Neighbors of the site approved a tax assessment in the early 1980s to help fund the purchase of the site, which was assisted by financial contributions from the Midpeninsula Regional Open Space District. In 1983, the City and County of San Francisco officially sold the area to the open space district. The sanitarium was demolished in 1985, leaving the site to be reclaimed by nature. The 366-acre grounds were opened to the public as Pulgas Ridge Open Space Preserve, with over 6 miles of trails, an off-leash dog area, and guided nature hikes. The word Pulgas, meaning "fleas" in Spanish, comes from Rancho de las Pulgas, the Spanish land grant that encompassed the present-day site.

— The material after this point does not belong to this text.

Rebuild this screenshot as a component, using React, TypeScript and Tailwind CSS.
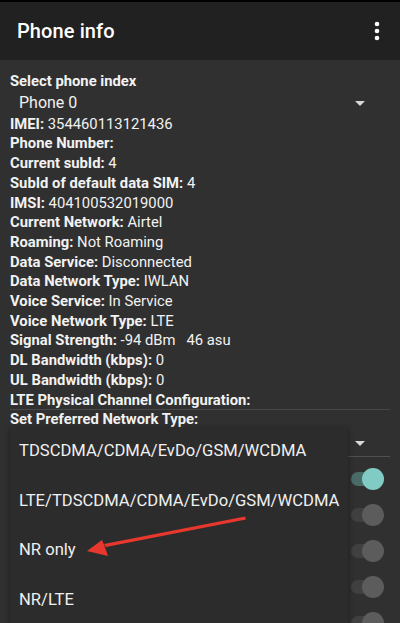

When the sanatorium was operating, a grove of 102 Eucalyptus trees were planted at the site. The open space district began planting native plants in 1985, and in 1997, began removing non-native plants for environmental preservation, including Eucalyptus trees. In 2007, upon hearing news of additional tree removal, neighbors in the Brittan Heights area protested the district's efforts, although they were mostly unsuccessful. Less than 42 of the original 102 Eucalyptus trees remain on the site.

One trail on the property is named the Hassler Trail, and there are several physical remnants of the buildings still present today, including rock retaining walls and steps. On September 1, 2007, the San Mateo County Office of Education opened the Canyon Oaks Youth Center, a community school for local youth with mental health or behavioral issues, who live at the site and attend vocational classes. According to county reports, students have access to local trails on the property. As of 2021, SamTrans Route 295 serves the site once a day in each direction.

Notably, across Edgewood Road lies Edgewood Park & Natural Preserve. Through the 1960s, this site also had a similar purpose, first operating as the Canyon Sanatorium and later a gerontology hospital. Rates were advertised as $15 per week for selected cases, and for more details, interested parties were suggested to contact the medical director at the Flood Building in San Francisco.